Measuring AI agent autonomy in practice \ Anthropic

https://www.anthropic.com/research/measuring-agent-autonomy

Measuring AI agent autonomy in practice

AI agents are here, and already they’re being deployed across contexts that vary widely in consequence, from email triage to cyber espionage. Understanding this spectrum is critical for deploying AI safely, yet we know surprisingly little about how people actually use agents in the real world.

We analyzed millions of human-agent interactions across both Claude Code and our public API using our privacy-preserving tool, to ask: How much autonomy do people grant agents? How does that change as people gain experience? Which domains are agents operating in? And are the actions taken by agents risky?

We found that:

Claude Code is working autonomously for longer. Among the longest-running sessions, the length of time Claude Code works before stopping has nearly doubled in three months, from under 25 minutes to over 45 minutes. This increase is smooth across model releases, which suggests it isn’t purely a result of increased capabilities, and that existing models are capable of more autonomy than they exercise in practice.
Experienced users in Claude Code auto-approve more frequently, but interrupt more often. As users gain experience with Claude Code, they tend to stop reviewing each action and instead let Claude run autonomously, intervening only when needed. Among new users, roughly 20% of sessions use full auto-approve, which increases to over 40% as users gain experience.
Claude Code pauses for clarification more often than humans interrupt it. In addition to human-initiated stops, agentinitiated stops are also an important form of oversight in deployed systems. On the most complex tasks, Claude Code stops to ask for clarification more than twice as often as humans interrupt it.
**Agents are used in risky domains, but not yet at scale.** Most agent actions on our public API are low-risk and reversible. Software engineering accounted for nearly 50% of agentic activity, but we saw emerging usage in healthcare, finance, and cybersecurity.

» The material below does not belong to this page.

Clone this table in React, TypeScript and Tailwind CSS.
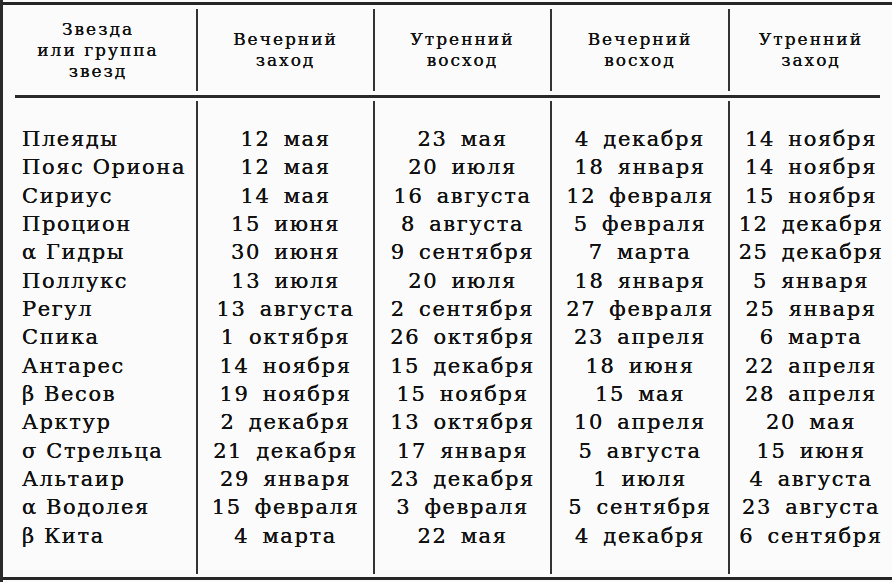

Below, we present our methodology and findings in more detail, and end with recommendations for model developers, product developers, and policymakers. Our central conclusion is that effective oversight of agents will require new forms of post-deployment monitoring infrastructure and new human-AI interaction paradigms that help both the human and the AI manage autonomy and risk together.

We view our research as a small but important first step towards empirically understanding how people deploy and use agents. We will continue to iterate on our methods and communicate our findings as agents are adopted more widely.

Studying agents in the wild

Agents are difficult to study empirically. First, there is no agreed-upon definition of what an agent is. Second, agents are evolving quickly. Last year, many of the most sophisticated agents—including Claude Code—involved a single conversational thread, but today there are multi-agent systems that operate autonomously for hours. Finally, model providers have limited visibility into the architecture of their customers’ agents. For example, we have no reliable way to associate independent requests to our API into “sessions” of agentic activity. (We discuss this challenge in more detail at the end of this post.)

In light of these challenges, how can we study agents empirically?

To start, for this study we adopted a definition of agents that is conceptually grounded and operationalizable: an agent is an AI system equipped with tools that allow it to take actions, like running code, calling external APIs, and sending messages to other agents.1 Studying the tools that agents use tells us a great deal about what they are doing in the world.

Next, we developed a collection of metrics that draw on data from both agentic uses of our public API and Claude Code, our own coding agent. These offer a tradeoff between breadth and depth:

Our public API gives us broad visibility into agentic deployments across thousands of different customers. Rather than attempting to infer our customers’ agent architectures, we instead perform our analysis at the level of individual tool calls. This simplifying assumption allows us to make grounded, consistent observations about real-world agents, even as the contexts in which those agents are deployed vary significantly. The limitation of this approach is that we must analyze actions in isolation, and cannot reconstruct how individual actions compose into longer sequences of behavior over time.

2
Claude Code offers the opposite tradeoff. Because Claude Code is our own product, we can link requests across sessions and understand entire agent workflows from start to finish. This makes Claude Code especially useful for studying autonomy—for example, how long agents run without human intervention, what triggers interruptions, and how users maintain oversight over Claude as they develop experience. However, because Claude Code is only one product, it does not provide the same diversity of insight into agentic use as API traffic.

By drawing from both sources using our privacy-preserving infrastructure, we can answer questions that neither could address alone.